> **Task to carry out**: Return each line of the listing that contains the string "styles".

* * * * * * * * *

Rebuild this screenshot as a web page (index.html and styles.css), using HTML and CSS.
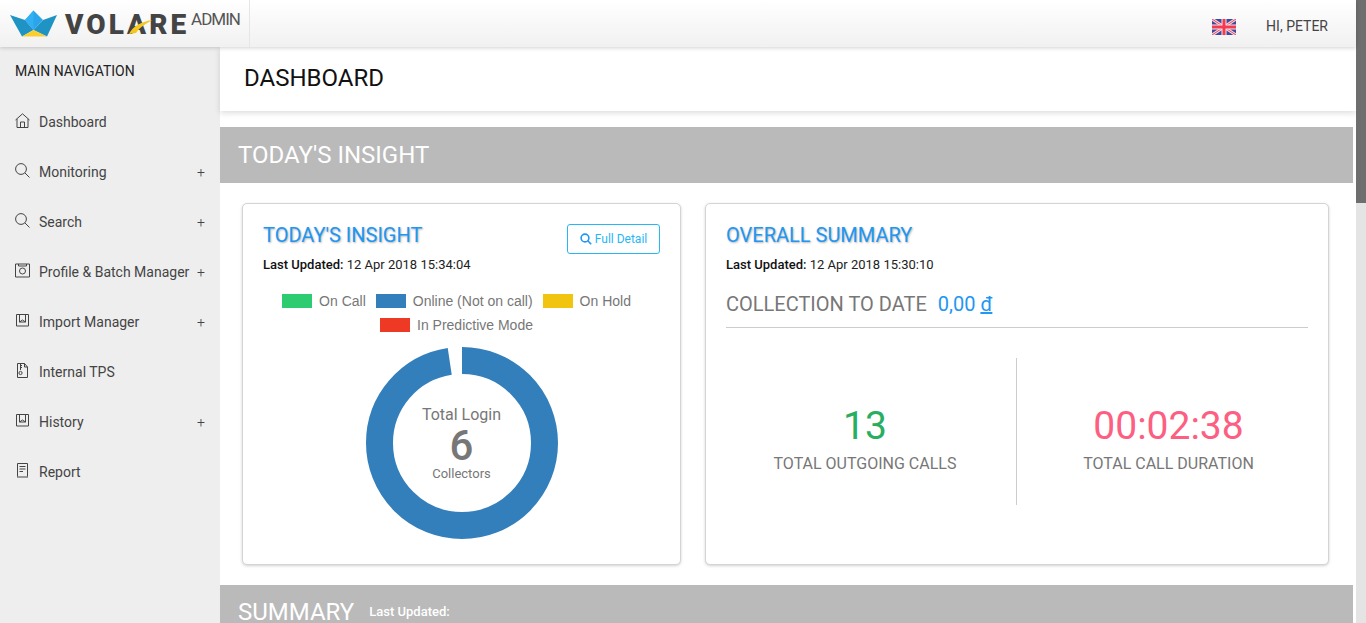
FILE: index.html
```html
<!DOCTYPE html>
<html lang="en">
<head>
<meta charset="utf-8">
<title>Volare Admin</title>
<link rel="stylesheet" href="styles.css">
</head>
<body>
<div class="page">
  <div class="viewport">
    <header class="topbar">
      <div class="brand">
        <svg class="logo-mark" viewBox="0 0 48 28" width="48" height="28">
          <path d="M0 5 L15 10 L23.5 20 L12 26.5 Z" fill="#1f93c3"/>
          <path d="M47 5 L33 10 L23.5 20 L37 26.5 Z" fill="#1f93c3"/>
          <path d="M15 10 L23.5 .5 L33 10 L23.5 20 Z" fill="#2aa5ea"/>
          <path d="M15 10 L23.5 .5 L23.5 20 Z" fill="#33b0f4"/>
          <path d="M23.5 20 L37 26.5 L12 26.5 Z" fill="#f8cf2e"/>
        </svg>
        <span class="wordmark">VOLARE<svg class="swoosh" viewBox="0 0 24 14" width="24" height="14"><path d="M0 14 C4 6 12 2 23 0 C17 4 12 6 7 13 Z" fill="#f6c81e"/></svg></span>
        <span class="admin">ADMIN</span>
      </div>
      <div class="user">
        <svg class="flag" viewBox="0 0 24 16" width="24" height="16">
          <rect width="24" height="16" fill="#3f4a9e"/>
          <path d="M0 0 L24 16 M24 0 L0 16" stroke="#f3d3dc" stroke-width="3"/>
          <path d="M0 0 L24 16 M24 0 L0 16" stroke="#ef4a5c" stroke-width="1"/>
          <path d="M12 0 V16 M0 8 H24" stroke="#f7e6ea" stroke-width="5"/>
          <path d="M12 0 V16 M0 8 H24" stroke="#f5394f" stroke-width="3"/>
        </svg>
        <span class="hello">HI, PETER</span>
      </div>
    </header>
    <div class="layout">
      <aside class="sidebar">
        <div class="nav-title">MAIN NAVIGATION</div>
        <nav class="nav">
          <a class="nav-item"><svg class="nav-icon" viewBox="0 0 15 15"><path d="M.5 7 L7.5 .8 L14.5 7 M2 6 V14.5 H13 V6 M5.5 14.5 V9 H9.5 V14.5"/></svg><span class="nav-label">Dashboard</span></a>
          <a class="nav-item"><svg class="nav-icon" viewBox="0 0 15 15"><circle cx="6" cy="6" r="5.4"/><path d="M9.9 9.9 L14.5 14.5"/></svg><span class="nav-label">Monitoring</span><span class="plus">+</span></a>
          <a class="nav-item"><svg class="nav-icon" viewBox="0 0 15 15"><circle cx="6" cy="6" r="5.4"/><path d="M9.9 9.9 L14.5 14.5"/></svg><span class="nav-label">Search</span><span class="plus">+</span></a>
          <a class="nav-item"><svg class="nav-icon" viewBox="0 0 15 15"><path d="M.5 1 H14.5 V14 H.5 Z M3.5 1 V3 H11.5 V1"/><circle cx="7.5" cy="8" r="3"/></svg><span class="nav-label">Profile &amp; Batch Manager</span><span class="plus">+</span></a>
          <a class="nav-item"><svg class="nav-icon" viewBox="0 0 15 15"><path d="M1.5 1.5 H13.5 V13 H1.5 Z M4.5 1.5 V9 H10.5 V1.5 M4.5 9 L7.5 7 L10.5 9"/></svg><span class="nav-label">Import Manager</span><span class="plus">+</span></a>
          <a class="nav-item"><svg class="nav-icon" viewBox="0 0 15 15"><path d="M2.5 .5 H9.5 L12.5 4 V14.5 H2.5 Z M9.5 .5 V4 H12.5 M5.5 .5 V7 M5.5 2.5 H7 M5.5 4.5 H7"/><circle cx="5.5" cy="10" r="1.6"/></svg><span class="nav-label">Internal TPS</span></a>
          <a class="nav-item"><svg class="nav-icon" viewBox="0 0 15 15"><path d="M1.5 1.5 H13.5 V13 H1.5 Z M4.5 1.5 V9 H10.5 V1.5 M4.5 9 L7.5 7 L10.5 9"/></svg><span class="nav-label">History</span><span class="plus">+</span></a>
          <a class="nav-item"><svg class="nav-icon" viewBox="0 0 15 15"><path d="M2.5 13.5 V.5 H12.5 V13.5 M4.5 3.5 H10.5 M4.5 6 H10.5 M4.5 8.5 H8 M2 14 H13" /></svg><span class="nav-label">Report</span></a>
        </nav>
      </aside>
      <main class="main">
        <div class="page-head"><h1 class="page-title">DASHBOARD</h1></div>
        <div class="band"><h2 class="band-title">TODAY'S INSIGHT</h2></div>
        <section class="cards">
          <article class="card card-left">
            <div class="card-top">
              <h3 class="card-title">TODAY'S INSIGHT</h3>
              <a class="btn-detail"><svg class="btn-icon" viewBox="0 0 12 12"><circle cx="5" cy="5" r="3.9"/><path d="M7.8 7.8 L11.2 11.2"/></svg>Full Detail</a>
            </div>
            <p class="updated"><b>Last Updated:</b> 12 Apr 2018 15:34:04</p>
            <ul class="legend">
              <li class="legend-item"><i class="swatch swatch-green"></i>On Call</li>
              <li class="legend-item"><i class="swatch swatch-blue"></i>Online (Not on call)</li>
              <li class="legend-item"><i class="swatch swatch-yellow"></i>On Hold</li>
              <li class="legend-item"><i class="swatch swatch-red"></i>In Predictive Mode</li>
            </ul>
            <div class="donut">
              <svg class="donut-ring" viewBox="0 0 192 192" width="192" height="192">
                <circle cx="96" cy="96" r="82.5" pathLength="360" stroke-dasharray="351.4 360" transform="rotate(-90 96 96)"/>
              </svg>
              <div class="donut-text">
                <span class="donut-top">Total Login</span>
                <span class="donut-num">6</span>
                <span class="donut-sub">Collectors</span>
              </div>
            </div>
          </article>
          <article class="card card-right">
            <h3 class="card-title">OVERALL SUMMARY</h3>
            <p class="updated updated-right"><b>Last Updated:</b> 12 Apr 2018 15:30:10</p>
            <div class="collection"><span>COLLECTION TO DATE</span><span class="amount">0,00 <u>đ</u></span></div>
            <div class="stats">
              <div class="stat stat-first">
                <div class="stat-num stat-green">13</div>
                <div class="stat-label">TOTAL OUTGOING CALLS</div>
              </div>
              <div class="stat stat-divided">
                <div class="stat-num stat-pink">00:02:38</div>
                <div class="stat-label">TOTAL CALL DURATION</div>
              </div>
            </div>
          </article>
        </section>
        <div class="band band-summary"><h2 class="band-title">SUMMARY</h2><span class="band-note">Last Updated:</span></div>
      </main>
    </div>
  </div>
  <div class="scrollbar"><div class="scroll-thumb"></div></div>
</div>
</body>
</html>
```
FILE: styles.css
```css
* { box-sizing: border-box; }
html, body { margin: 0; height: 100%; overflow: hidden; background: #fff; }
body { font-family: Roboto, "Liberation Sans", sans-serif; color: #444; }
h1, h2, h3, p, ul { margin: 0; padding: 0; }

.page { display: flex; height: 623px; overflow: hidden; }
.viewport { flex: 1; min-width: 0; display: flex; flex-direction: column; }
.scrollbar { width: 10px; background: #e4e4e4; }
.scroll-thumb { height: 203px; background: #6e6e6e; }

.topbar {
  position: relative; z-index: 3;
  height: 47px; flex: none;
  display: flex; align-items: stretch; justify-content: space-between;
  background: linear-gradient(#fff, #f1f1f1);
  box-shadow: 0 1px 4px rgba(0,0,0,.18);
}
.brand { width: 250px; display: flex; align-items: flex-start; padding-left: 10px; border-right: 1px solid #e6e6e6; }
.logo-mark { margin-top: 10px; flex: none; }
.wordmark { position: relative; margin: 7px 0 0 7px; font-size: 28px; line-height: 36px; font-weight: 900; letter-spacing: 3px; color: #444; }
.swoosh { position: absolute; left: 64px; top: 13px; }
.admin { margin: 11px 0 0 2px; font-size: 17px; line-height: 17px; color: #555; letter-spacing: -1px; }
.user { display: flex; align-items: center; padding-right: 28px; }
.flag { display: block; margin-top: 7px; }
.hello { margin: 4px 0 0 30px; font-size: 14px; color: #444; }

.layout { flex: 1; display: flex; min-height: 0; }
.sidebar { width: 220px; flex: none; background: #eee; padding: 16px 0 0 15px; }
.nav-title { font-size: 14px; line-height: 16px; font-weight: 400; color: #222; }
.nav { display: flex; flex-direction: column; margin-top: 18px; }
.nav-item { height: 50px; display: flex; align-items: center; padding-right: 15px; color: #444; font-size: 14px; }
.nav-icon { width: 15px; height: 15px; flex: none; margin-right: 9px; margin-top: -3px; fill: none; stroke: #444; stroke-width: 1; }
.nav-label { flex: 1; white-space: nowrap; }
.plus { font-size: 14px; font-weight: 300; color: #444; }

.main { flex: 1; min-width: 0; padding-right: 3px; }
.page-head {
  height: 64px; margin-right: -3px; padding: 15px 0 0 24px;
  background: #fff; box-shadow: 0 2px 6px rgba(0,0,0,.14);
}
.page-title { font-size: 24px; line-height: 32px; font-weight: 400; color: #111; }
.band { background: #bababa; height: 56px; margin-top: 16px; padding-left: 18px; display: flex; align-items: center; color: #fff; }
.band-title { font-size: 24px; font-weight: 400; line-height: 32px; }
.band-summary { margin-top: 20px; align-items: flex-start; padding-top: 11px; height: 60px; }
.band-note { margin: 8px 0 0 15px; font-size: 13px; font-weight: 500; line-height: 16px; }

.cards { display: flex; gap: 24px; padding: 20px 24px 0 22px; }
.card {
  height: 362px; background: #fff; border: 1px solid #d4d4d4; border-radius: 5px;
  box-shadow: 0 1px 3px rgba(0,0,0,.18);
}
.card-left { width: 439px; padding: 19px 20px 0; }
.card-right { width: 624px; padding: 19px 20px 0; }
.card-top { display: flex; justify-content: space-between; align-items: flex-start; height: 34px; }
.card-title { font-size: 20px; line-height: 24px; font-weight: 400; color: #2196f3; text-shadow: 1px 1px 2px rgba(0,0,0,.3); }
.btn-detail {
  width: 93px; height: 30px; margin-top: 1px; display: flex; align-items: center; justify-content: center; gap: 3px;
  border: 1px solid #29b6f6; border-radius: 3px; color: #29b6f6; font-size: 12px;
}
.btn-icon { width: 12px; height: 12px; fill: none; stroke: #2196f3; stroke-width: 1.6; }
.updated { font-size: 13px; line-height: 16px; color: #222; margin-top: 0; }
.updated b { font-weight: 500; color: #111; }
.updated-right { margin-top: 10px; }

.legend { list-style: none; display: flex; flex-wrap: wrap; justify-content: center; margin: 20px 0 0; padding-right: 10px; column-gap: 10px; row-gap: 8px; }
.legend-item { display: flex; align-items: center; height: 16px; font-family: "Liberation Sans", Arial, sans-serif; font-size: 14px; color: #777; white-space: nowrap; }
.swatch { display: block; width: 30px; height: 14px; margin-right: 7px; }
.swatch-green { background: #2ecc71; }
.swatch-blue { background: #337fbc; }
.swatch-yellow { background: #f1c40f; }
.swatch-red { background: #ee3a24; }

.donut { position: relative; width: 192px; height: 192px; margin: 14px auto 0; }
.donut-ring { display: block; fill: none; stroke: #337fbc; stroke-width: 27; }
.donut-text { position: absolute; inset: 0; display: flex; flex-direction: column; align-items: center; padding-top: 58px; color: #777; }
.donut-top { font-size: 16px; line-height: 20px; }
.donut-num { font-size: 42px; line-height: 41px; font-weight: 500; }
.donut-sub { font-size: 13px; line-height: 16px; }

.collection { display: flex; gap: 11px; align-items: center; height: 42px; margin-top: 13px; padding-bottom: 6px; border-bottom: 1px solid #ccc; font-size: 20px; color: #777; }
.amount { color: #2196f3; }
.stats { display: flex; margin-top: 30px; height: 147px; }
.stat { flex: none; width: 290px; display: flex; flex-direction: column; align-items: center; padding-top: 44px; }
.stat-first { padding-right: 12px; }
.stat-divided { flex: 1; padding-left: 12px; border-left: 1px solid #ccc; }
.stat-num { font-size: 39px; line-height: 48px; }
.stat-green { color: #27ae60; }
.stat-pink { color: #fc5f82; }
.stat-label { font-size: 16px; line-height: 20px; color: #777; margin-top: 4px; }
```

* * * * * * * * *

> **The answer**:
Rebuild this screenshot as a web page (index.html and styles.css), using HTML and CSS.
<link rel="stylesheet" href="styles.css">
FILE: styles.css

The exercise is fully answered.